◆ What you will do: Wherever the string "React" appears, copy the whole line.

◆ Available data:
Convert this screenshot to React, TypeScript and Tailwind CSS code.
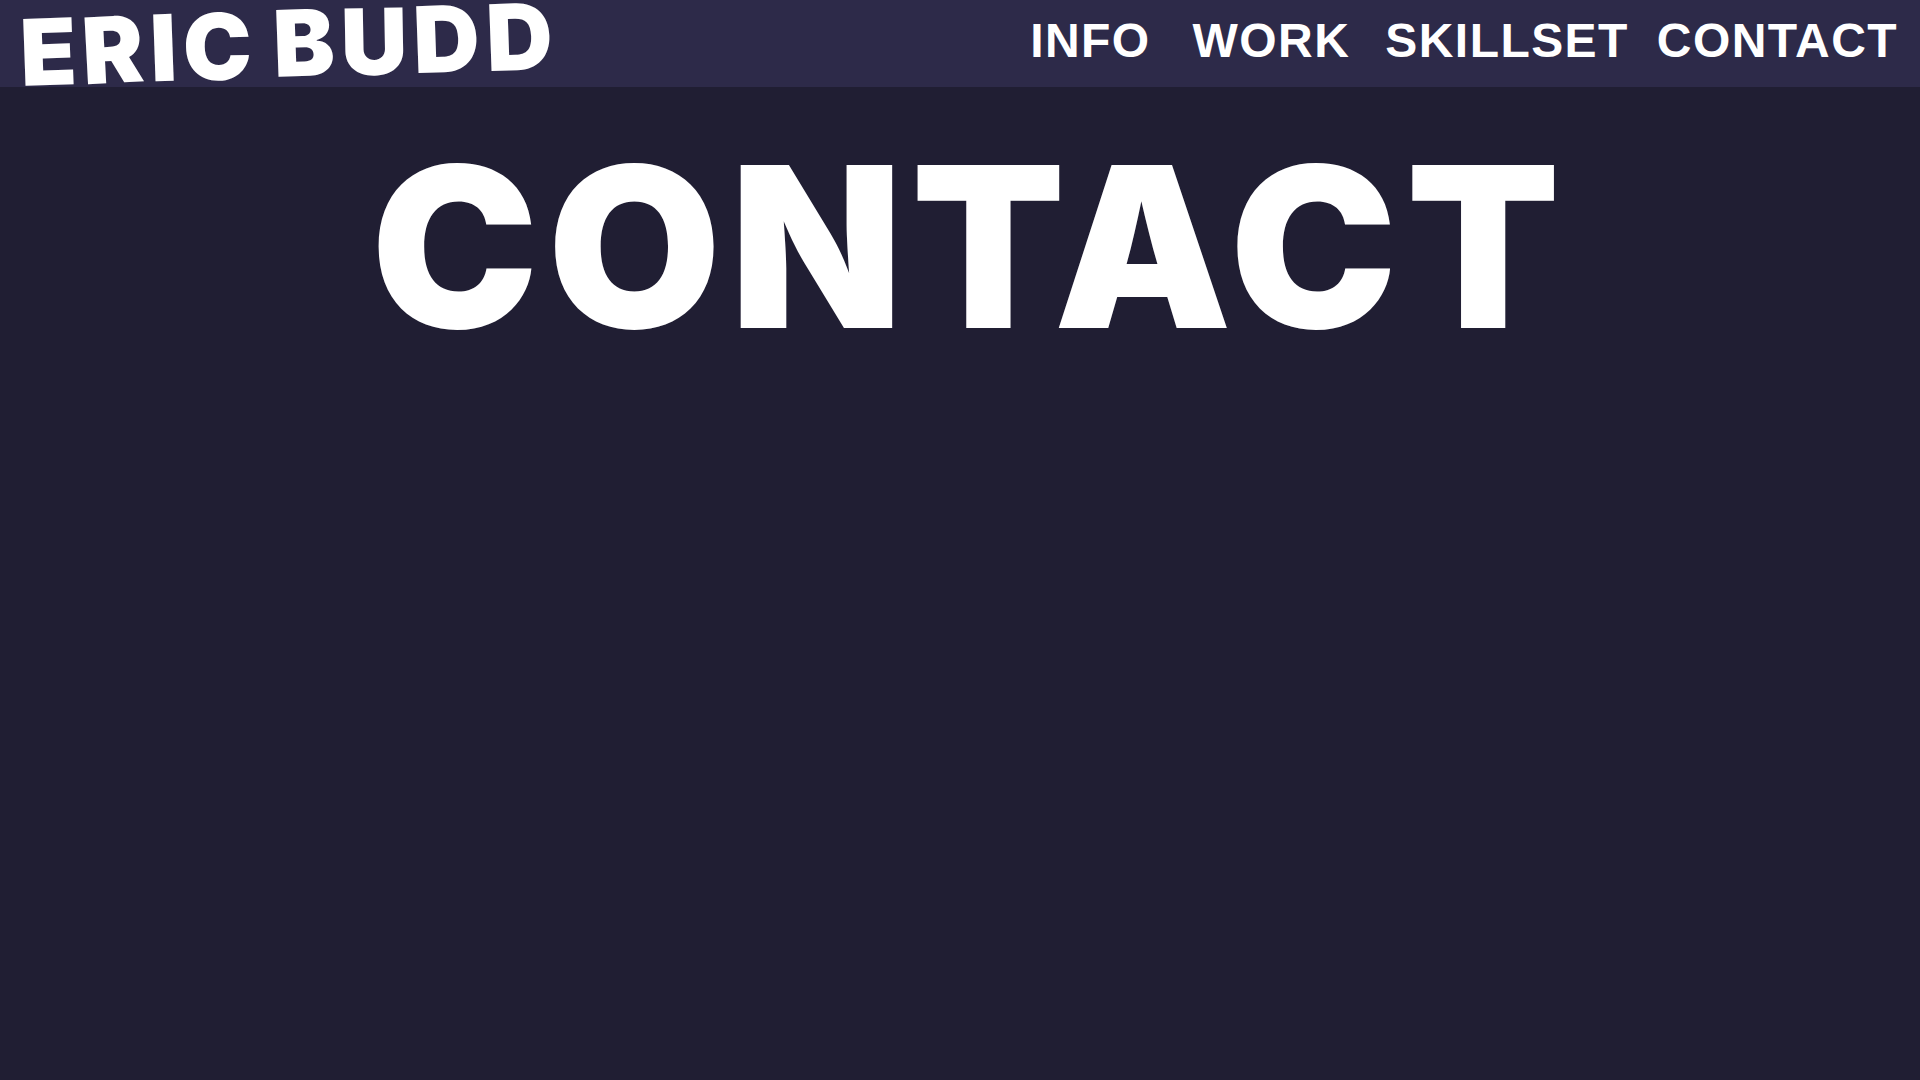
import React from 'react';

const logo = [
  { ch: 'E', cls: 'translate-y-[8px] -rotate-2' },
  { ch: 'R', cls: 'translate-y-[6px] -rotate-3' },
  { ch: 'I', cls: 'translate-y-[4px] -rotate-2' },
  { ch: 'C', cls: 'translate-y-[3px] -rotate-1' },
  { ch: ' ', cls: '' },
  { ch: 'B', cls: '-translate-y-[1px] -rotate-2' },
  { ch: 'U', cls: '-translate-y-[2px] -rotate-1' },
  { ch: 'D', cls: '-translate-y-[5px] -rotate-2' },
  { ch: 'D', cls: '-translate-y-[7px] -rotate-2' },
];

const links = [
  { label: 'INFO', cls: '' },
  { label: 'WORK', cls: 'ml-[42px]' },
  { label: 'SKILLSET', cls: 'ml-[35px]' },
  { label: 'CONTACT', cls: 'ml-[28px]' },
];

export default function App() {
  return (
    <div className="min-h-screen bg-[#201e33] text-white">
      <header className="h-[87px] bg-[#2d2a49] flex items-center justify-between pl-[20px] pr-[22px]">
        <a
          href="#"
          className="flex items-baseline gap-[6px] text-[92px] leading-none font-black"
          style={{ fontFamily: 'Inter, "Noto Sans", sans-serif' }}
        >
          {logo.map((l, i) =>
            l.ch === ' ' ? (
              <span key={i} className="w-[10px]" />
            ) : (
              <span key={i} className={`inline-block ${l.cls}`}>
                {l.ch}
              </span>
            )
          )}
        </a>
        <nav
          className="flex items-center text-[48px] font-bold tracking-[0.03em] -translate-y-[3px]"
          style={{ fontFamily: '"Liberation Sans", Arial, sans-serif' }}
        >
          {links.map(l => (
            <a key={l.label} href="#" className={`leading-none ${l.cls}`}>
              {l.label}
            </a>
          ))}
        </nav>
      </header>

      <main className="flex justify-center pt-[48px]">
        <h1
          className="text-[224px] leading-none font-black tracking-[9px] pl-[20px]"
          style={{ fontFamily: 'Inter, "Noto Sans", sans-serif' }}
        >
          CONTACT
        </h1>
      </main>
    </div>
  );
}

◆ Result:
Convert this screenshot to React, TypeScript and Tailwind CSS code.
import React from 'react';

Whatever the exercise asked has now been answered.